Era fácil encher a sua fortuna. Comerciantes havia que deviam à Coroa tanto dinheiro (o delator da Inconfidência, só cerca de 2.600 anos do salário do alferes) e não pagavam, iam entregando calmamente parte ao governador para ir protelando o pagamento, como muitos faziam.

O visconde ainda teve o desplante de, antes de regressar a Portugal, trocar o nome duma pequena localidade, chamada, primeiro Arraial da Igreja Nova de Nossa Senhora da Piedade da Borda do Campolide, e a seguir Borda do Campo, para Barbacena, para se elogiar a si próprio, ele que foi um ladrão que aqui esteve 10 anos a roubar.

Chegado a Portugal foi homenageado por D. João VI, ainda príncipe regente (D. Maria I estava já mais do que louca) ocupou altos cargos, altíssimos, como refere a Enciclopédia, e em 1808 não quis acompanhar a família real para o Brasil.

Fez amizade com o invasor francês, Junot, que o nomeou membro da deputação (que puta ação!) que foi a Paris cumprimentar, e saudar Napoleão.

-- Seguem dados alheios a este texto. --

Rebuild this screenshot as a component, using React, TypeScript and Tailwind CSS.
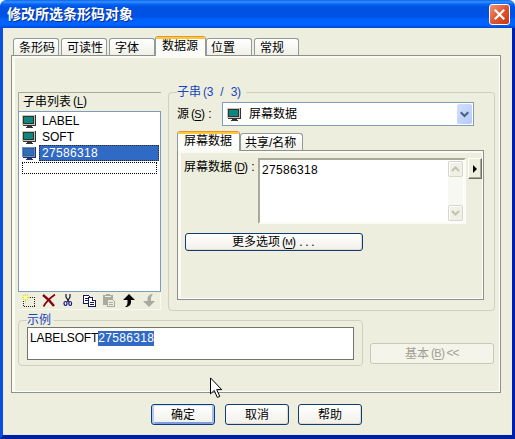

Logo Junot que roubou centenas ou milhares de obras de arte em Portugal. Deviam entender-se bem em pilhagens.

E ainda, quando D. João regressa a Portugal, é “promovido” a conde, nomeado Par do reino e do Conselho de Estado !!!

Os ignaros que vivem na cidade de Barbacena nunca pensaram em riscar o nome dele do mapa!

É assim que se não ensina e esquece a história.

Se lá tiver uma estátua que lhe façam o mesmo que ele ajudou a fazer a Tiradentes: esquartejá-la. Se for de pedra, que a moam e sirva de alicerce a uma conduta de esgoto.

O que lhe parece a ideia, senhor prefeito de Barbacena?

Finalmente felicito o autor do livro, Lucas Figueiredo, pelo exaustivo trabalho que nos levou a melhor “conhecer” um injustiçado louco por liberdade.

 

18/12/2022

 

3 comentários:

  1. Outro mártir que lutou contra o "sistema" e acabou sendo "eliminado": nosso "Bozo"!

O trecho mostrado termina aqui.